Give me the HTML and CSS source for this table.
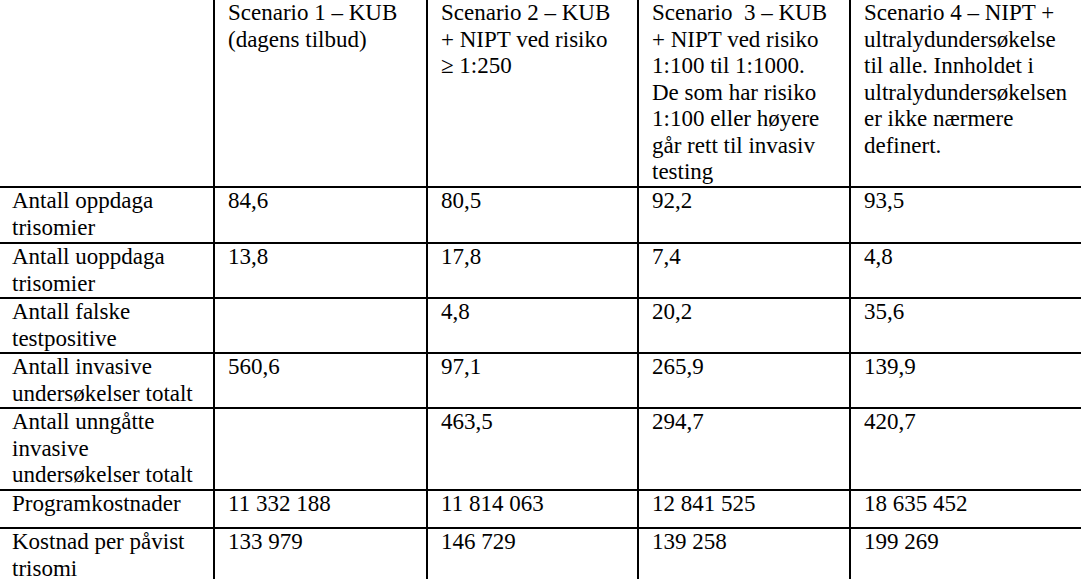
FILE: index.html
```html
<!DOCTYPE html>
<html>
<head>
<meta charset="utf-8">
<title>Scenarioer</title>
<link rel="stylesheet" href="styles.css">
</head>
<body>
<div class="sheet" role="table">
  <div class="cell head"></div>
  <div class="cell head">Scenario 1 – KUB<br>(dagens tilbud)</div>
  <div class="cell head">Scenario 2 – KUB<br>+ NIPT ved risiko<br>≥ 1:250</div>
  <div class="cell head">Scenario&nbsp; 3 – KUB<br>+ NIPT ved risiko<br>1:100 til 1:1000.<br>De som har risiko<br>1:100 eller høyere<br>går rett til invasiv<br>testing</div>
  <div class="cell head">Scenario 4 – NIPT +<br>ultralydundersøkelse<br>til alle. Innholdet i<br>ultralydundersøkelsen<br>er ikke nærmere<br>definert.</div>

  <div class="cell">Antall oppdaga<br>trisomier</div>
  <div class="cell">84,6</div>
  <div class="cell">80,5</div>
  <div class="cell">92,2</div>
  <div class="cell">93,5</div>

  <div class="cell">Antall uoppdaga<br>trisomier</div>
  <div class="cell">13,8</div>
  <div class="cell">17,8</div>
  <div class="cell">7,4</div>
  <div class="cell">4,8</div>

  <div class="cell">Antall falske<br>testpositive</div>
  <div class="cell"></div>
  <div class="cell">4,8</div>
  <div class="cell">20,2</div>
  <div class="cell">35,6</div>

  <div class="cell">Antall invasive<br>undersøkelser totalt</div>
  <div class="cell">560,6</div>
  <div class="cell">97,1</div>
  <div class="cell">265,9</div>
  <div class="cell">139,9</div>

  <div class="cell">Antall unngåtte<br>invasive<br>undersøkelser totalt</div>
  <div class="cell"></div>
  <div class="cell">463,5</div>
  <div class="cell">294,7</div>
  <div class="cell">420,7</div>

  <div class="cell">Programkostnader</div>
  <div class="cell">11 332 188</div>
  <div class="cell">11 814 063</div>
  <div class="cell">12 841 525</div>
  <div class="cell">18 635 452</div>

  <div class="cell">Kostnad per påvist<br>trisomi</div>
  <div class="cell">133 979</div>
  <div class="cell">146 729</div>
  <div class="cell">139 258</div>
  <div class="cell">199 269</div>
</div>
</body>
</html>
```
FILE: styles.css
```css
html, body {
  margin: 0;
  padding: 0;
  background: #ffffff;
  overflow: hidden;
}

.sheet {
  display: grid;
  grid-template-columns: 214px 211px 209px 210px 232px;
  grid-template-rows: 186px 54px 53px 53px 53px 80px 36px 53px;
  gap: 2px;
  padding: 2px;
  background: #000000;
  width: max-content;
  margin: -2px 0 0 -3px;
  font-family: "Liberation Serif", serif;
  font-size: 23px;
  line-height: 26.5px;
  color: #000000;
}

.cell {
  background: #ffffff;
  padding: 0 4px 0 13px;
  white-space: nowrap;
}
```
──────────
PROMPT. Using the listing above, say how many of its lines contain the string "table", giving nothing but the figure.

TASK SOLUTION. 2